= Sbardun =

Welsh musician and composer

Alun Huws (26 September 1948 - 15 December 2014), known professionally as Sbardun, was a Welsh musician and songwriter, known mainly for founding 1970s folk band Y Tebot Piws. He worked exclusively in Welsh and only gave one English language interview to the music press.

Sbardun was born in Caernarfonshire, Wales, and grew up in the village of Penrhyndeudraeth, where he formed a skiffle band with his brother. In 1968, when at college in Cardiff, he formed folk rock band Y Tebot Piws with three college friends, which was credited with beginning the 1970s rock scene in Wales. Y Tebot Piws was disbanded in 1972 and Sbardun joined folk band Ac Eraill, who composed the first Welsh language rock opera in 1974.

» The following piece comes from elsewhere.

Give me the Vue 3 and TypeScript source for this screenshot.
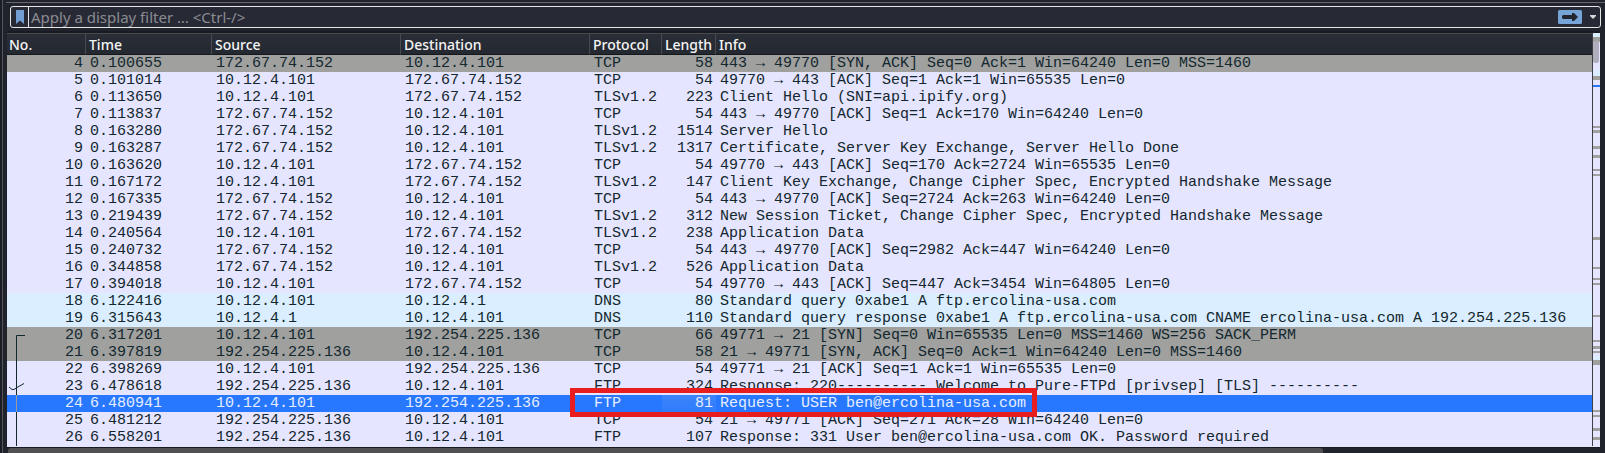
<script setup lang="ts">
import { ref } from 'vue'

type Tone = 'tcp' | 'syn' | 'dns' | 'selected'
type Trace = 'start' | 'line' | 'check'

interface Packet {
  no: number
  time: string
  source: string
  destination: string
  protocol: string
  length: number
  info: string
  tone: Tone
  trace?: Trace
}

const host = '10.12.4.101'
const api = '172.67.74.152'
const ftp = '192.254.225.136'
const dns = '10.12.4.1'

function packet(
  no: number, time: string, source: string, destination: string, protocol: string,
  length: number, info: string, tone: Tone = 'tcp', trace?: Trace,
): Packet {
  return { no, time, source, destination, protocol, length, info, tone, trace }
}

const packets: Packet[] = [
  packet(4, '0.100655', api, host, 'TCP', 58, '443 → 49770 [SYN, ACK] Seq=0 Ack=1 Win=64240 Len=0 MSS=1460', 'syn'),
  packet(5, '0.101014', host, api, 'TCP', 54, '49770 → 443 [ACK] Seq=1 Ack=1 Win=65535 Len=0'),
  packet(6, '0.113650', host, api, 'TLSv1.2', 223, 'Client Hello (SNI=api.ipify.org)'),
  packet(7, '0.113837', api, host, 'TCP', 54, '443 → 49770 [ACK] Seq=1 Ack=170 Win=64240 Len=0'),
  packet(8, '0.163280', api, host, 'TLSv1.2', 1514, 'Server Hello'),
  packet(9, '0.163287', api, host, 'TLSv1.2', 1317, 'Certificate, Server Key Exchange, Server Hello Done'),
  packet(10, '0.163620', host, api, 'TCP', 54, '49770 → 443 [ACK] Seq=170 Ack=2724 Win=65535 Len=0'),
  packet(11, '0.167172', host, api, 'TLSv1.2', 147, 'Client Key Exchange, Change Cipher Spec, Encrypted Handshake Message'),
  packet(12, '0.167335', api, host, 'TCP', 54, '443 → 49770 [ACK] Seq=2724 Ack=263 Win=64240 Len=0'),
  packet(13, '0.219439', api, host, 'TLSv1.2', 312, 'New Session Ticket, Change Cipher Spec, Encrypted Handshake Message'),
  packet(14, '0.240564', host, api, 'TLSv1.2', 238, 'Application Data'),
  packet(15, '0.240732', api, host, 'TCP', 54, '443 → 49770 [ACK] Seq=2982 Ack=447 Win=64240 Len=0'),
  packet(16, '0.344858', api, host, 'TLSv1.2', 526, 'Application Data'),
  packet(17, '0.394018', host, api, 'TCP', 54, '49770 → 443 [ACK] Seq=447 Ack=3454 Win=64805 Len=0'),
  packet(18, '6.122416', host, dns, 'DNS', 80, 'Standard query 0xabe1 A ftp.ercolina-usa.com', 'dns'),
  packet(19, '6.315643', dns, host, 'DNS', 110, 'Standard query response 0xabe1 A ftp.ercolina-usa.com CNAME ercolina-usa.com A 192.254.225.136', 'dns'),
  packet(20, '6.317201', host, ftp, 'TCP', 66, '49771 → 21 [SYN] Seq=0 Win=65535 Len=0 MSS=1460 WS=256 SACK_PERM', 'syn', 'start'),
  packet(21, '6.397819', ftp, host, 'TCP', 58, '21 → 49771 [SYN, ACK] Seq=0 Ack=1 Win=64240 Len=0 MSS=1460', 'syn', 'line'),
  packet(22, '6.398269', host, ftp, 'TCP', 54, '49771 → 21 [ACK] Seq=1 Ack=1 Win=65535 Len=0', 'tcp', 'line'),
  packet(23, '6.478618', ftp, host, 'FTP', 324, 'Response: 220---------- Welcome to Pure-FTPd [privsep] [TLS] ----------', 'tcp', 'check'),
  packet(24, '6.480941', host, ftp, 'FTP', 81, 'Request: USER ben@ercolina-usa.com', 'selected', 'line'),
  packet(25, '6.481212', ftp, host, 'TCP', 54, '21 → 49771 [ACK] Seq=271 Ack=28 Win=64240 Len=0', 'tcp', 'line'),
  packet(26, '6.558201', ftp, host, 'FTP', 107, 'Response: 331 User ben@ercolina-usa.com OK. Password required', 'tcp', 'line'),
]

// Overview strip marks: [top, height, tone]
const marks: [number, number, Tone][] = [
  [0, 4, 'dns'], [4, 5, 'syn'], [37, 6, 'dns'], [43, 4, 'syn'], [52, 2, 'selected'],
  [93, 2, 'syn'], [97, 3, 'syn'], [113, 3, 'syn'], [122, 3, 'syn'], [136, 2, 'syn'],
  [141, 2, 'syn'], [204, 3, 'syn'], [234, 2, 'syn'], [245, 2, 'syn'], [250, 2, 'syn'],
  [282, 2, 'syn'], [307, 2, 'syn'], [313, 3, 'syn'], [318, 2, 'syn'], [323, 4, 'dns'],
  [327, 5, 'syn'], [377, 2, 'syn'], [382, 2, 'syn'], [395, 3, 'syn'], [404, 3, 'syn'],
]

const tracePaths: Record<Trace, string> = {
  start: 'M18 8.5H9.5V17',
  line: 'M9.5 0V17',
  check: 'M9.5 0V17',
}

const filter = ref('')
</script>

<template>
  <main class="window">
    <form class="filter" @submit.prevent>
      <button class="bookmark" type="button" aria-label="Filter bookmarks">
        <svg width="8" height="14" viewBox="0 0 8 14"><path d="M0 0H8V14L4 10.5L0 14Z" fill="#729fd3" /></svg>
      </button>
      <input v-model="filter" class="query" type="text" aria-label="Display filter" placeholder="Apply a display filter … &lt;Ctrl-/&gt;" />
      <button class="apply" type="submit" aria-label="Apply filter">
        <svg width="24" height="14" viewBox="0 0 24 14">
          <rect width="24" height="14" rx="1.5" fill="#76a4d6" />
          <path d="M5 5H14V3H16L20 7L16 11H14V9H5L4 8V6Z" fill="#23262f" />
        </svg>
      </button>
      <button class="history" type="button" aria-label="Recent filters">
        <svg width="6" height="4" viewBox="0 0 6 4"><path d="M0 0H6V1L3 4L0 1Z" fill="#d6d6d6" /></svg>
      </button>
    </form>

    <section class="panel">
      <table class="packets">
        <colgroup>
          <col class="c-no" /><col class="c-time" /><col class="c-addr" /><col class="c-addr" />
          <col class="c-proto" /><col class="c-len" /><col />
        </colgroup>
        <thead>
          <tr>
            <th>No.</th><th>Time</th><th>Source</th><th>Destination</th>
            <th>Protocol</th><th>Length</th><th>Info</th>
          </tr>
        </thead>
        <tbody>
          <tr v-for="p in packets" :key="p.no" :class="p.tone">
            <td class="num">
              <svg v-if="p.trace" class="trace" width="20" height="17" viewBox="0 0 20 17">
                <path :d="tracePaths[p.trace]" />
                <path v-if="p.trace === 'check'" d="M2 9L5 11.5H7L10 9.5L17 5.5" />
              </svg>{{ p.no }}
            </td>
            <td>{{ p.time }}</td>
            <td>{{ p.source }}</td>
            <td>{{ p.destination }}</td>
            <td class="proto">{{ p.protocol }}<span v-if="p.tone === 'selected'" class="callout"></span></td>
            <td class="num len">{{ p.length }}</td>
            <td>{{ p.info }}</td>
          </tr>
        </tbody>
      </table>
      <svg class="overview" width="7" height="413" viewBox="0 0 7 413">
        <rect v-for="([top, height, tone]) in marks" :key="top" :class="tone" :y="top" width="7" :height="height" />
        <rect class="thumb" y="8" width="6" height="22" rx="2" />
      </svg>
    </section>
    <div class="hscroll"><div class="hthumb"></div></div>
  </main>
</template>

<style>
body {
  margin: 0;
  background: #20232c;
}
</style>

<style scoped>
.window {
  padding: 2px 4px 0 4px;
  border-left: 2px solid #1b1d26;
  box-shadow: inset 1px 0 #55555a;
  background: #20222c;
  overflow: hidden;
}

.window::before {
  content: '';
  display: block;
  height: 1px;
  margin: 0 -4px -1px 0;
  background: #66666e;
}

.filter {
  display: flex;
  align-items: center;
  box-sizing: border-box;
  height: 22px;
  margin: 4px 0 5px 4px;
  border: 1px solid #e6e6e6;
  border-radius: 3px;
  background: #272935;
}

button {
  display: flex;
  align-items: center;
  justify-content: center;
  height: 20px;
  padding: 0;
  border: 0;
  background: none;
}

.bookmark {
  width: 18px;
  border-right: 1px solid #e6e6e6;
}

.query {
  flex: 1;
  min-width: 0;
  height: 20px;
  padding: 0 2px;
  border: 0;
  outline: 0;
  background: transparent;
  color: #eeeeee;
  font: 15px/20px "Noto Sans", sans-serif;
}

.query::placeholder {
  color: #8b8c92;
  opacity: 1;
}

.apply {
  width: 24px;
}

.history {
  width: 18px;
  padding-left: 4px;
}

.panel {
  display: flex;
  align-items: flex-start;
  margin: 0 1px;
  padding-bottom: 1px;
  background: #e6e5ff;
  box-shadow: 0 -2px #191b22;
}

.packets {
  flex: 1;
  min-width: 0;
  table-layout: fixed;
  border-collapse: separate;
  border-spacing: 0;
  border-right: 1px solid #3e4045;
  color: #12272e;
  font: 15px/17px "Liberation Mono", monospace;
}

.c-no { width: 79px; }
.c-time { width: 126px; }
.c-addr { width: 189px; }
.c-proto { width: 72px; }
.c-len { width: 54px; }

th {
  box-sizing: border-box;
  height: 22px;
  padding: 2px 0 0 3px;
  border-top: 1px solid #484a4e;
  border-right: 1px solid #484b52;
  border-bottom: 1px solid #14171c;
  background: linear-gradient(#2a2f37, #242931);
  color: #f5f5f5;
  font: 500 14px/18px "Noto Sans", sans-serif;
  text-align: left;
  white-space: nowrap;
}

th:first-child {
  padding-left: 2px;
}

th:last-child {
  border-right: 0;
}

td {
  height: 17px;
  padding: 0 0 0 4px;
  white-space: nowrap;
}

.num {
  position: relative;
  padding: 0 3px 0 0;
  text-align: right;
}

.proto {
  position: relative;
}

tr.syn { background: #a0a09f; }
tr.dns { background: #daeeff; }
tr.selected { background: #2878ff; color: #e6eeff; }

.selected .len {
  background: linear-gradient(#3c84fb, #2f7dfd);
}

.trace {
  position: absolute;
  left: 0;
  top: 0;
  fill: none;
  stroke: #12272e;
}

.selected .trace {
  stroke: #9b9b9f;
}

.callout {
  position: absolute;
  z-index: 1;
  left: -20px;
  top: -7px;
  box-sizing: border-box;
  width: 467px;
  height: 29px;
  border: 5px solid #e71d1f;
  pointer-events: none;
}

.overview {
  display: block;
}

.overview .syn { fill: #a0a09f; }
.overview .dns { fill: #daeeff; }
.overview .selected { fill: #2878ff; }
.overview .thumb { fill: #b0aebd; }

.hscroll {
  height: 6px;
  margin-left: 1px;
  border-top: 1px solid #181a20;
  box-sizing: border-box;
  background: #20222c;
}

.hthumb {
  width: 82.5%;
  height: 5px;
  margin-left: 1px;
  border-radius: 3px 3px 0 0;
  background: #505052;
}
</style>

Y Tebot Piws reformed in 2002 and in 2008 released a collection of rock songs with a Celtic/Gaelic twist. They released a farewell album, Ta Ta Tebot, in 2011.

Sbardun died at the Heath Hospital in Cardiff on 15 December 2014.

A special edition of the Welsh language music programme, Y Stiwdio Gefn, was broadcast in December 2015, where a number of musicians performed music written by Sbardun. At the 2016 National Eisteddfod of Wales a new prize was to be awarded, with a trophy and £500 prize to be provided by Sbardun's widow, Gwenno Huws. The Sbardun Memorial Trophy competition and prize was to be for the best original folk song.